O tempo iria cumprir sua função de degradador, durante 30 dias a escultura sofreria a ação do tempo. Arrastamos uma comitiva de espectadores, curiosos e críticos, alguns foram até o final, outros apenas apreciavam um “pedaço” da cena, mas cada um levou a sua impressão e não o entendimento, não havia nada ali para ser entendido, não racionalmente, outros sentidos foram acionados. A obra de arte é aberta. É tão aberta que está para sofrer a intervenção do homem. Após sete dias, a noiva amanhece caída, incinerada, destruída. Tal ação comoveu todos os freqüentadores da pequena praça onde localiza-se a igrejinha. Ao tentar saber o que havia acontecido, o vendedor de artigos religiosos, não sei se inspirado pelo fato, ou constitui o panteão dos homens-sábios populares, disse apenas “Dona, pior que a ação do tempo é a ação do homem”. Atônita à resposta inesperada, apenas consenti, dei meia volta e fui embora com essa frase que me calou. Joguei essa “bomba” para o coletivo.

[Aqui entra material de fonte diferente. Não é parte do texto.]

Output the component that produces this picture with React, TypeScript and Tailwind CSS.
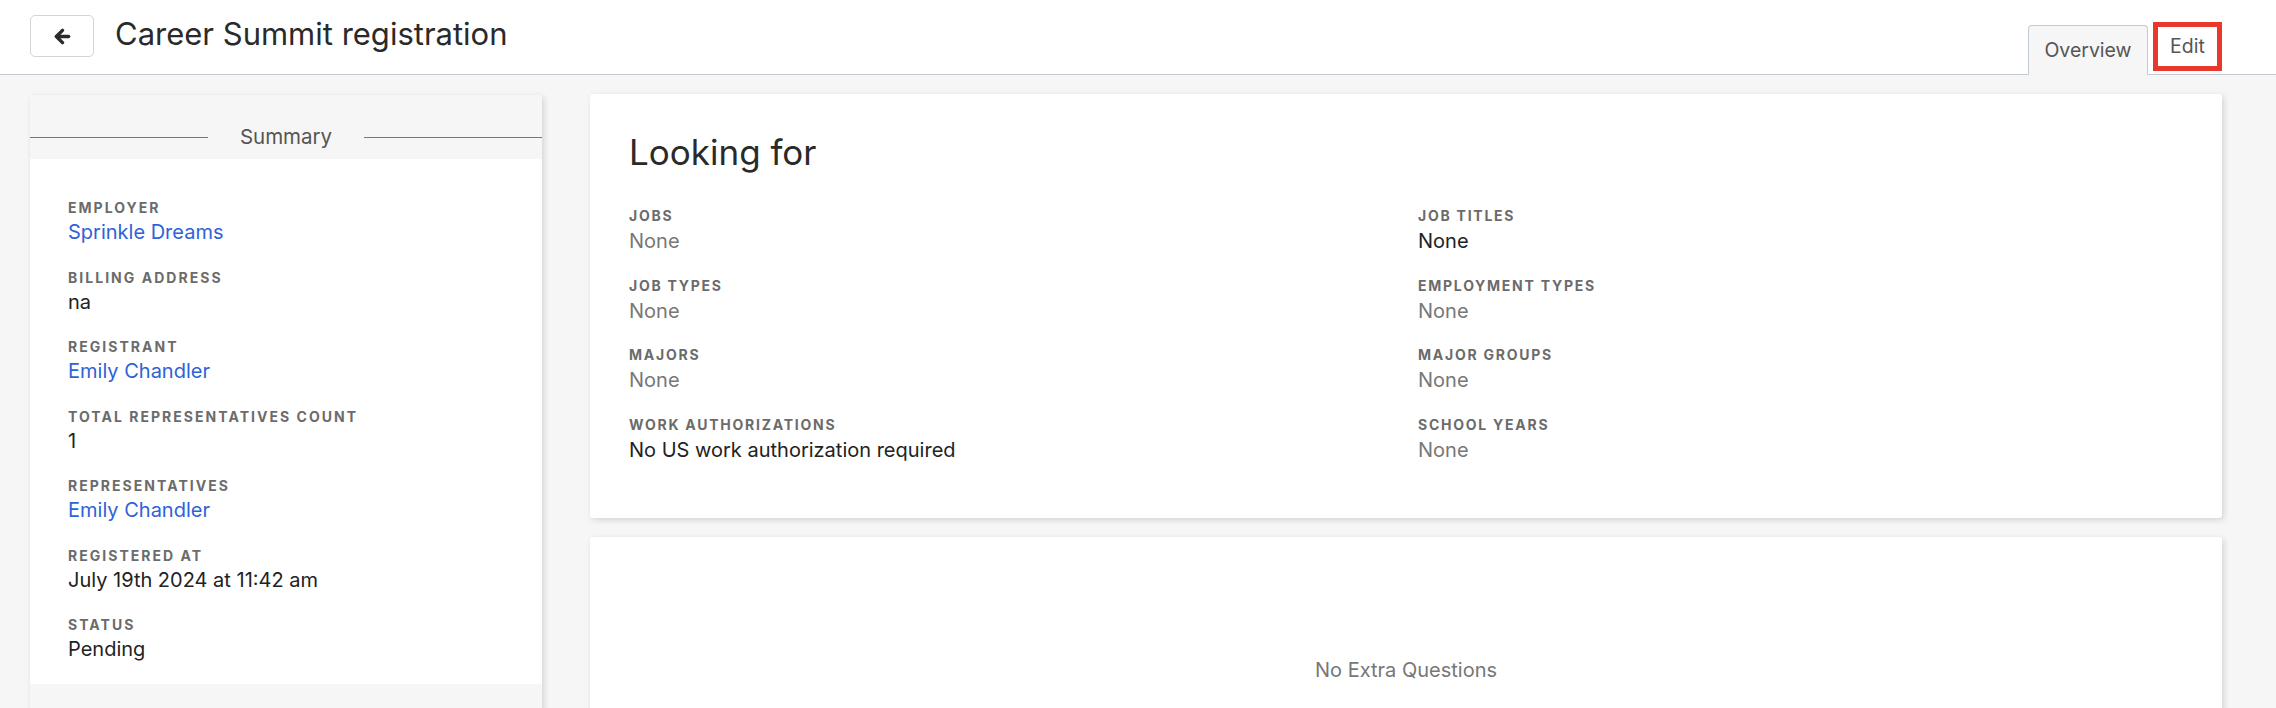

Até hoje essa frase pesa na nossa alma, no nosso espírito. No momento tem ocupado bastante espaço dentro do nosso corpo, talvez seja uma das maiores “tranqueiras” que ocupam nosso corpo, deixando quase nenhum espaço para nossos órgãos. É essa nossa “bomba” que precisa ser dançada. Após essa experiência que durou três horas, mas reverberou por muitos dias, descobrimos um caminho, talvez o caminho que se encontra a frente da porta do conto de J. Kafka, talvez. E é nesse caminho que queremos seguir. Não sabemos o que fazemos, uns chamam performace, outros intervenção urbana, alguns poucos teatro, outros poucos dança. Os responsáveis pela cultura na cidade denominaram instalação cênica. Enfim, o que importa? Importa é termos constituído a tríade atuante-texto-espectador.